On July 27, 2017, the U.K.’s Financial Conduct Authority announced that LIBOR would be discontinued or become unavailable as a reference rate by the end of 2021 and LIBOR will be fully discontinued or become unavailable as a benchmark rate by June 2023. In December 2022, the FASB issued guidance which provides relief for entities with such LIBOR denominated credit instruments so that entities may continue to account for contract modifications as a continuation of the existing contract and the continuation of the hedge accounting arrangement through December 31, 2024. The interest rate swap agreements, which currently reference LIBOR, are expected to be modified to reference SOFR during fiscal 2023. We paid dividends of $50 million and $51 million during the three months ended March 31, 2023, and April 1, 2022, respectively.
Stock repurchases of Leidos common stock may be made on the open market or in privately negotiated transactions with third parties including through accelerated share repurchase agreements. Whether repurchases are made and the timing and actual number of shares repurchased depends on a variety of factors including price, corporate capital requirements, other market conditions and regulatory requirements. The repurchase program may be accelerated, suspended, delayed or discontinued at any time.
During the three months ended March 31, 2023, we made open market repurchases of our common stock for an aggregate purchase price of $25 million.

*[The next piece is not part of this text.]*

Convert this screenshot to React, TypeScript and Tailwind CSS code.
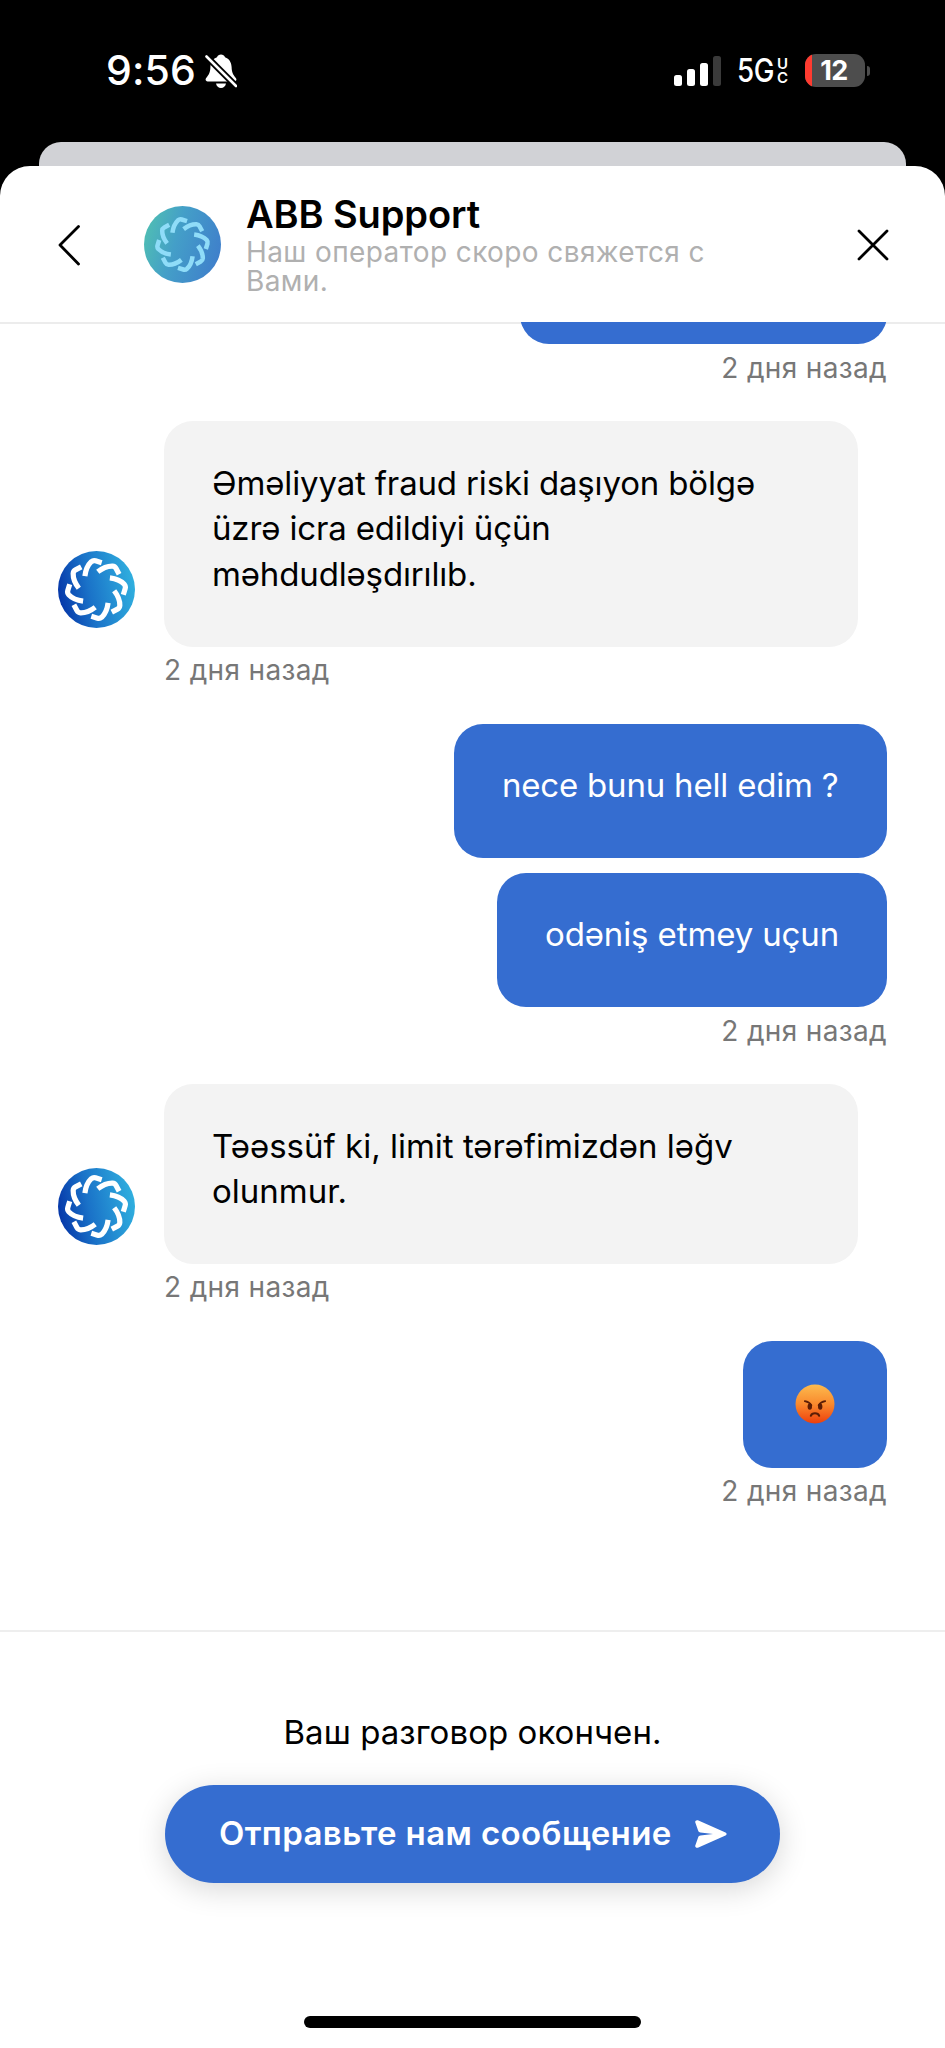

Beginning in 2022, a provision in the TCJA which eliminated the option to currently deduct research and development costs for tax purposes and requires taxpayers to capitalize and amortize the costs over five years became effective. We anticipate our tax cash payments to increase by $300 million in 2023, primarily to cover both the 2022 and 2023 tax obligations related to this provision. The actual impact will depend on the amount of research and development costs the Company incurs, whether Congress modifies or repeals this provision and whether new guidance and interpretive rules are issued by the U.S. Treasury, among other factors.
For the next 12 months, we anticipate that we will be able to meet our liquidity needs, including servicing our debt, through cash generated from operations, available cash balances, borrowings from our commercial paper program and, if needed, sales of accounts receivable and borrowings from our revolving credit facility.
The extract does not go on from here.